Sous la gouvernance de ...

« Initié/impulsé par le directeur/Chef d’établissement » ? Ou le manager ? Notons que dans ces synthèses les directeurs et directrices « auront un statut leur conférant une autorité décisionnelle et fonctionnelle » (Atelier GOUVERNANCE). Nous y voilà, une gestion de type entreprise, start-up ou open space dans les écoles, instiguée par le haut, par la hiérarchie. Des managers à tous les étages. Quels pouvoirs auront les directeur·ices sur les carrières des collègues, sur leur fameux « mérite » ? Et il nous faudrait croire au collectif pédagogique...

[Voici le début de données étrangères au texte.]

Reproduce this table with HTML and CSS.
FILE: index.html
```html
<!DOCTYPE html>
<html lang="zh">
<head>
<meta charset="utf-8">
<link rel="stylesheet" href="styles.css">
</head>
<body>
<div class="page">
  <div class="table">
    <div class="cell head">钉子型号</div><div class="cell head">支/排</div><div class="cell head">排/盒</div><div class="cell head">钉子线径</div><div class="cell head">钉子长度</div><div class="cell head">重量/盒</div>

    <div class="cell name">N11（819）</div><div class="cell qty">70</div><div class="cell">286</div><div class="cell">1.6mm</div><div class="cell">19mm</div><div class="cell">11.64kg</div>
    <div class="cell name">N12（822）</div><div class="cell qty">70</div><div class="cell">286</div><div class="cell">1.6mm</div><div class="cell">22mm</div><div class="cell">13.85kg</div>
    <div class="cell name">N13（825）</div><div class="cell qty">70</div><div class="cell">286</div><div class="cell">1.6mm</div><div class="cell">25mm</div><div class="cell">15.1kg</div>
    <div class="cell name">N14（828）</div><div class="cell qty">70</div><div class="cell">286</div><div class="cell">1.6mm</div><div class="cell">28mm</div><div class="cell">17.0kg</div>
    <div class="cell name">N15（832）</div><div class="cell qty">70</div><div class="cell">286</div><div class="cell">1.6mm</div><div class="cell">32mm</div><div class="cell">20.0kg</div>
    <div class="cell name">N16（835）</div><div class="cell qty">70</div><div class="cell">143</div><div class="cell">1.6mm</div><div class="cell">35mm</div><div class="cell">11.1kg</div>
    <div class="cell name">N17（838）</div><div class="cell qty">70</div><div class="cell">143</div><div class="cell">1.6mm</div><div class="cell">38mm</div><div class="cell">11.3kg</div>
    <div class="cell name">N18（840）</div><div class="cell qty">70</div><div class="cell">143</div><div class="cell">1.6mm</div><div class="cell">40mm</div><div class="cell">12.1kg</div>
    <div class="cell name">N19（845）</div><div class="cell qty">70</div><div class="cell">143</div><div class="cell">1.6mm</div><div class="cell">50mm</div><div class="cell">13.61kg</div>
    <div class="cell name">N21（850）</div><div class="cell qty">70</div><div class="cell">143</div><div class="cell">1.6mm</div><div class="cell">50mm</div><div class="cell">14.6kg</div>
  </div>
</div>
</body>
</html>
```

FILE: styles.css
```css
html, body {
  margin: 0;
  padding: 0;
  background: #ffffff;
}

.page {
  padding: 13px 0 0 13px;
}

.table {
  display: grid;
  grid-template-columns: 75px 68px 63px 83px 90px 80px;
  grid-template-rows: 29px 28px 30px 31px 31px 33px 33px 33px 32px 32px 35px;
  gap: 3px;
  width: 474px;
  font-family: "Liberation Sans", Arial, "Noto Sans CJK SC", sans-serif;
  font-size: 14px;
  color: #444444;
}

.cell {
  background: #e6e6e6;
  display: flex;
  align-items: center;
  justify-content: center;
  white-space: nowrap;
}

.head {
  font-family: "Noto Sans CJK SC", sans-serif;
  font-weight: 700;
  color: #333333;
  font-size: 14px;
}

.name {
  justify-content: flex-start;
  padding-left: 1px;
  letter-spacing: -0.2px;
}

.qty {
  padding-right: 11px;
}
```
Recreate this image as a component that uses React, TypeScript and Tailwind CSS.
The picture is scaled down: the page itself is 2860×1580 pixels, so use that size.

De l’intelligence...en milieu scolaire

Si l’autonomie, ou plutôt la vraie responsabilisation et la vraie confiance étaient de mise dans l’institution, accompagnée d’une vraie liberté pédagogique, on se garderait d’être aussi méfiant face à ce vocabulaire. Les années qui viennent de s’écouler laissent forcément suspecter une sorte de libéralisation à pas forcés, contrôlée et cadenassée. Inciter au collectif, au coopératif ne peut se faire de manière contrainte, encore moins avec des injonctions paradoxales, d’évaluations obligatoires dès la maternelle. « Travailler ensemble », « avec », « chercher avec » impliquent du temps, des lieux, souvent sans crainte. Mais on sait trop bien ce qui peut se jouer : les regards en biais, des collègues amené·e·s à se taire sinon on les bouge3, les craintes et les pressions diffuses...
Mais peut-être suffisait-il de lire la prose éditée aux éditions Odile Jacob de notre ministre pour s’éviter les fameux ateliers du Grenelle. Mais je ne l’ai pas commandée au Père Noël.
Au moment où l’article s’écrit sur le clavier, le Père Noël vous enverra bientôt ses entretiens d’embauche. Il suffit de jeter un œil pour voir ce qu’il se passe en Gironde...

Du Grenelle à la start-up éducation. De l’éducation nationale à France Télécom.